Last week, in the Rajya Sabha, the BJP’s Ravi Shankar Prasad called the Union Carbide factory “an illegitimate gift of The Emergency”. Widely opposed, permission for the factory was granted in October 1975, and within nine years a noxious gas leak from this factory caused the world’s worst industrial disaster.   To portray this dark time in “sepia, a visual shortcut for memory, added a staid controlled feel”, says Ghosh,  who has specialised in applied art. For verve, he blended ideas with burnt sienna, chrome yellow and a judicious drop of black.

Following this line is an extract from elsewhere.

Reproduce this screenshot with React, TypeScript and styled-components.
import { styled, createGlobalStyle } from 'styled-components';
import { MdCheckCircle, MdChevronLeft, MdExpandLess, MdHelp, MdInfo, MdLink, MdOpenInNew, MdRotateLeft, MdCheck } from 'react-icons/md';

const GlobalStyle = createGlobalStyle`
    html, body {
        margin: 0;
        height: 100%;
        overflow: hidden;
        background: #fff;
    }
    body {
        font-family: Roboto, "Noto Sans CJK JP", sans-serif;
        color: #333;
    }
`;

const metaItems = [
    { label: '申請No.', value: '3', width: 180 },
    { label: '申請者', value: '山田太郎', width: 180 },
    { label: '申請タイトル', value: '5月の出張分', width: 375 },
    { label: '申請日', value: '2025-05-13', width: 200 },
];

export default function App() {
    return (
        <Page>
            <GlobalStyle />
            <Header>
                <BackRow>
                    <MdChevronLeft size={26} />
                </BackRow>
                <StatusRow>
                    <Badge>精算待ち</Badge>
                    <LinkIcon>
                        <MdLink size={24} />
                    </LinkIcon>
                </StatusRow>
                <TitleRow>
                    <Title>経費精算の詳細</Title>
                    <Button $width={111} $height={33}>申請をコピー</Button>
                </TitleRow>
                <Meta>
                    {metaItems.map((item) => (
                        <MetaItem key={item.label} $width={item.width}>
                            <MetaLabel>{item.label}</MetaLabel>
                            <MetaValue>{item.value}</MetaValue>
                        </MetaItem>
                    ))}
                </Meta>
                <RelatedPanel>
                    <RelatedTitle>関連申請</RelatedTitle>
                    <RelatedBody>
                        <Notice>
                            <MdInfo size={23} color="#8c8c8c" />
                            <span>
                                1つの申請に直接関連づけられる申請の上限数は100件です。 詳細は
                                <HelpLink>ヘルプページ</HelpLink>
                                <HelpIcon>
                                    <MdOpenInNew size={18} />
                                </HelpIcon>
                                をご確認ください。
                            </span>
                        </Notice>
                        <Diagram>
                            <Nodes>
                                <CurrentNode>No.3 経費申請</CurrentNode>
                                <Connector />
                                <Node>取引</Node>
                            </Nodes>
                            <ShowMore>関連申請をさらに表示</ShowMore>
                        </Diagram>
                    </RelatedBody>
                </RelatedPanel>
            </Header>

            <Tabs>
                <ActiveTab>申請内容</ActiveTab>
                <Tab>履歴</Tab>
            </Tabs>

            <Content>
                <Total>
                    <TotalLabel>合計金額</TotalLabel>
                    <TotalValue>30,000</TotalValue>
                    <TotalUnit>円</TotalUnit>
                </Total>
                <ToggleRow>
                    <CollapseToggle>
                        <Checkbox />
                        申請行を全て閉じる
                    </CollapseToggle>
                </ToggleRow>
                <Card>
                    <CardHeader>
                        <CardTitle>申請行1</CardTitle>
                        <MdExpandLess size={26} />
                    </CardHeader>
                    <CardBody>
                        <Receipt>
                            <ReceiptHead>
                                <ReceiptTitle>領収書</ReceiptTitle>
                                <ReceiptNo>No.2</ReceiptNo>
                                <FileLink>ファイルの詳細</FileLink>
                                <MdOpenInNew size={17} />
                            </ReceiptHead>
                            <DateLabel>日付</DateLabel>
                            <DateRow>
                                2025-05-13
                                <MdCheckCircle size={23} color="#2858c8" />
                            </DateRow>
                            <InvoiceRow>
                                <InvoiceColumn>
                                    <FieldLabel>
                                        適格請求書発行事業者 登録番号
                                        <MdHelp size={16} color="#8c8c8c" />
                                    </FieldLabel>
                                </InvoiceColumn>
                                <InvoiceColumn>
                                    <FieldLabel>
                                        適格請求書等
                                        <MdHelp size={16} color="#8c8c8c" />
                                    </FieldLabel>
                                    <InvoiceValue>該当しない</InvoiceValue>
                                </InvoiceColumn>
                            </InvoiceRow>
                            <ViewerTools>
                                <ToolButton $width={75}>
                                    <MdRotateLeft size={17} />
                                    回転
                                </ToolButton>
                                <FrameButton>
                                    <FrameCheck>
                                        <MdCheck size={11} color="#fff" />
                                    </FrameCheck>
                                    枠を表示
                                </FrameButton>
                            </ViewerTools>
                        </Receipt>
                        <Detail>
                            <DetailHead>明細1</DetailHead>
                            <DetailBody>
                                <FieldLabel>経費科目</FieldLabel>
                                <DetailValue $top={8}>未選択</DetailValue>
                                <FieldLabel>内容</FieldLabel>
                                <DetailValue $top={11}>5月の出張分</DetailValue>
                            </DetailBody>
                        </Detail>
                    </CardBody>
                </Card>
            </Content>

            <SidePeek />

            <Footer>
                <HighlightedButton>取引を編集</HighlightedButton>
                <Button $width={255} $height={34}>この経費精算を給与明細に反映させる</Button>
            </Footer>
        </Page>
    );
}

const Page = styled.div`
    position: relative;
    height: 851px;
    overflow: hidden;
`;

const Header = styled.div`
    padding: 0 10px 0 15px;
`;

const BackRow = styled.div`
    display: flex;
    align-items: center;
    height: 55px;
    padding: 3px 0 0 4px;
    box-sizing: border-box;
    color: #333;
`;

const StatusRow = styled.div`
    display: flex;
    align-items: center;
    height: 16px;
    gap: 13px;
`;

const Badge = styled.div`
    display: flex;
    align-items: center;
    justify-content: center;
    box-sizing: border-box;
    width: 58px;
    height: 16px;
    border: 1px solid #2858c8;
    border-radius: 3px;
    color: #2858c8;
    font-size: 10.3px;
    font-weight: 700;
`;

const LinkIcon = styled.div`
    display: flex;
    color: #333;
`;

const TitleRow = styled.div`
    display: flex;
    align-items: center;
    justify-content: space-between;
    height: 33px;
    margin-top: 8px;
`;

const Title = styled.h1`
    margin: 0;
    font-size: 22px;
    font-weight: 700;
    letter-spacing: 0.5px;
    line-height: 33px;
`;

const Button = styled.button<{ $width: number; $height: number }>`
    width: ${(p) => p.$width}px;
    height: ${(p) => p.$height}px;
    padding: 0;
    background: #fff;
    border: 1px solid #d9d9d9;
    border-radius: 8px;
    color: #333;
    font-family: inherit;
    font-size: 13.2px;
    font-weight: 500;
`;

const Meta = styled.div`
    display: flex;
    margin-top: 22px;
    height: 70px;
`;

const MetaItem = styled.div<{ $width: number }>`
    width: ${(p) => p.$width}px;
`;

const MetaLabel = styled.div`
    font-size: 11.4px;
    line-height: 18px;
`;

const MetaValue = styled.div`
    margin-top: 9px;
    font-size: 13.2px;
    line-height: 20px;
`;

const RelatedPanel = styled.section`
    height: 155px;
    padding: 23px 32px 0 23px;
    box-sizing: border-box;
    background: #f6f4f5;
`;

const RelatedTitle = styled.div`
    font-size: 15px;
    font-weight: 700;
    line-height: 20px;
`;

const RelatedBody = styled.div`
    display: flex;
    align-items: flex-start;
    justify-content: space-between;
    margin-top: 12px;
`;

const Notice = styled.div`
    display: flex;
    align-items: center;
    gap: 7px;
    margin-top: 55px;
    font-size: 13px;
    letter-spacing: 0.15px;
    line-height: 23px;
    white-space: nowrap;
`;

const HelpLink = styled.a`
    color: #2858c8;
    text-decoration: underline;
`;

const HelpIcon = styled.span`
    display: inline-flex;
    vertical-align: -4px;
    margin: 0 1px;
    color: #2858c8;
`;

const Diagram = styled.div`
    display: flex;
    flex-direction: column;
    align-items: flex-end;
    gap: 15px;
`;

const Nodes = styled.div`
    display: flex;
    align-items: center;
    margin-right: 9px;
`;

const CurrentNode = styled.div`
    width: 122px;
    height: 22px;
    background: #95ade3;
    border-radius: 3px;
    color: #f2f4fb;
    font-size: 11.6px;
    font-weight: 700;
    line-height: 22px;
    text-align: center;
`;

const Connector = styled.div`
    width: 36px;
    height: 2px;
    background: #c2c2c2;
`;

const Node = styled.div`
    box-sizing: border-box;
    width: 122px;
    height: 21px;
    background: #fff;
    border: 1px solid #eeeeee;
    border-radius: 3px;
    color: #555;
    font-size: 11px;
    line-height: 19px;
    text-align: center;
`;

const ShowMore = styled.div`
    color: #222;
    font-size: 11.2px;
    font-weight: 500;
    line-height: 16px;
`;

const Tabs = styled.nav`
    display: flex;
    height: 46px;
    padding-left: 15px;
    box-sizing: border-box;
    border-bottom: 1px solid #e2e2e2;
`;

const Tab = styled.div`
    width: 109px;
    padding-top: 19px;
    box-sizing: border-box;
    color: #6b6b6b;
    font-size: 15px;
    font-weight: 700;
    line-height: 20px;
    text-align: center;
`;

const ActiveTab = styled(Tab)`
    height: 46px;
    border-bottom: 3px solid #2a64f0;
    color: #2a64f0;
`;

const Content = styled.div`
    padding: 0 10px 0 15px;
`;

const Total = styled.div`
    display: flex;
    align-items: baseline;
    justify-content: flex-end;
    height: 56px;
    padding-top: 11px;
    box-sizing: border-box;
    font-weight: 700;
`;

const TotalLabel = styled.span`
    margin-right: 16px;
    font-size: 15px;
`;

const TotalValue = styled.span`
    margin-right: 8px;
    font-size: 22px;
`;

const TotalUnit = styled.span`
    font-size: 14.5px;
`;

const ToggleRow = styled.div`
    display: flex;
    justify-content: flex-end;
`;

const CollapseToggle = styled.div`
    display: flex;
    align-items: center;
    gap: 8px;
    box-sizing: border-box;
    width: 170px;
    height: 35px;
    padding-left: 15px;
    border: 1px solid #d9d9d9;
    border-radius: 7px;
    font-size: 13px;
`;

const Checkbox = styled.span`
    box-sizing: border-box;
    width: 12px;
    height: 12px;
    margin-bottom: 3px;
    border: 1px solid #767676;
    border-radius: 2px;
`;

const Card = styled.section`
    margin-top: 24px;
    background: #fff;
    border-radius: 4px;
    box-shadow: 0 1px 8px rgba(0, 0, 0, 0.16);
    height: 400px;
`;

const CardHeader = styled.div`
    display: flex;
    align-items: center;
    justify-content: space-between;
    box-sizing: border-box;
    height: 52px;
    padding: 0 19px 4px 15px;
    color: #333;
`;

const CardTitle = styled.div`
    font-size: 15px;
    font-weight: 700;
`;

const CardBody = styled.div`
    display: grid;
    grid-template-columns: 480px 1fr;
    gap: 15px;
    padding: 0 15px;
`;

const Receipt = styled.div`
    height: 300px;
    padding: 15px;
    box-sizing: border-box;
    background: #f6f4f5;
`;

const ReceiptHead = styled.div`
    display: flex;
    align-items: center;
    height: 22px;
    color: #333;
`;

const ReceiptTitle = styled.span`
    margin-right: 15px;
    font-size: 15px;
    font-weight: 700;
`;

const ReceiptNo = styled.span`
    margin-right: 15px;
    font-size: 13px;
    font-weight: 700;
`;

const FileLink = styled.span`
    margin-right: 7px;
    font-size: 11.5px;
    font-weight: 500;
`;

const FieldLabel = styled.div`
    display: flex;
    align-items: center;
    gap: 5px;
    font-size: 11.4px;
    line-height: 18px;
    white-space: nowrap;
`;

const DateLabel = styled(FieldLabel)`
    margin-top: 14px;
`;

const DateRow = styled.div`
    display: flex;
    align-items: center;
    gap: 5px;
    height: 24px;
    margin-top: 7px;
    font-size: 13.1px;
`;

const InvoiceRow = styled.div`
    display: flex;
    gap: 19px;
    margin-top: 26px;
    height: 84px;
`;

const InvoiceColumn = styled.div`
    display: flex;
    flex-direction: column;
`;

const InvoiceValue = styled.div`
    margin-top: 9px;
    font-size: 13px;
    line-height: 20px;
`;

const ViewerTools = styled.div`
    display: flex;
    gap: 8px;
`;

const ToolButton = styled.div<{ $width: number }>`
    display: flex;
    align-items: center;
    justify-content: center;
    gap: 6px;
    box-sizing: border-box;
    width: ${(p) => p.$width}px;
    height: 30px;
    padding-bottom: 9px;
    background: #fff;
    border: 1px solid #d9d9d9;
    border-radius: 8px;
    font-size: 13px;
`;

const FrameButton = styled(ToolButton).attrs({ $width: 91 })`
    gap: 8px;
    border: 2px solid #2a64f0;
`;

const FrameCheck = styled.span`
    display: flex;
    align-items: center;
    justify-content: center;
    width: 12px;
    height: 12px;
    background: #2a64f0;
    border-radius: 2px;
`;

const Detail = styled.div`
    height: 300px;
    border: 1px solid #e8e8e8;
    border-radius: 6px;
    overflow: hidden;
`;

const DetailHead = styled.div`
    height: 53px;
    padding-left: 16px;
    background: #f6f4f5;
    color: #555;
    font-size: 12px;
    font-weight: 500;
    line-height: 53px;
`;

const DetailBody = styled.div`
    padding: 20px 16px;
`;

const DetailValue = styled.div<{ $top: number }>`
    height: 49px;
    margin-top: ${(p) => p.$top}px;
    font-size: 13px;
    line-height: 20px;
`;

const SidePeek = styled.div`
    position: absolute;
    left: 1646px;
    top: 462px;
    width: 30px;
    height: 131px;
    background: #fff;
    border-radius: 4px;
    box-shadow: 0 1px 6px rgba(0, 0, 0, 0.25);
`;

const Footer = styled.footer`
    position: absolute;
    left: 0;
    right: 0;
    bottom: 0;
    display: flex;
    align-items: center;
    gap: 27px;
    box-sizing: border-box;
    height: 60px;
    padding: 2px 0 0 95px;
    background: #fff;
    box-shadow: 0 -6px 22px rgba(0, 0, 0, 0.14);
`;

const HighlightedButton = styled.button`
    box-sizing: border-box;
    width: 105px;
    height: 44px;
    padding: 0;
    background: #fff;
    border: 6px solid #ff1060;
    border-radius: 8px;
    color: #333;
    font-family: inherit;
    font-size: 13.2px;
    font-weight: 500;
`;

In Delhi Calm, stars of the hit film Bobby wonder about attending ‘the Prophet’s’ rally (alluding to Jayprakash Narayan’s first public meeting that united the Left, Right and Congress dissidents).

“By instructing Doordarshan to screen Bobby, VC Shukla, information and broadcasting minister, used a cherubic Rishi Kapoor and 16-year-old Dimple to keep people home and away from the rally,” says journalist Paranjoy Guha Thakurta. “I could have been a banker or economist, but The Emergency, which prevented elections even at hostel level, made me decide to be a journalist,” says Guha (he’s just written a report titled Paid News Corrupting Indian Democracy).

Graphic novelists are looking further back in history too. Sen, for example, is trying to translate Kabir’s verse into visuals. In his Delhi-based studio, sitting in front of an Apple Mac with his face lit up by charcoal-shaded spreads, he says: “Every frame of a comic is like a jump-cut that forces readers to imaginatively read between them.”

Stirred by the power of Kabir’s poetry, Sen is using “its rhyme as an editing device to shift the narrative between Gurgaon and Banaras”. As for this desi-political-graphica phenomenon, says Sen, “We’re at the stage right now where cinema was when it began. Who knew there would be war movies and Westerns?”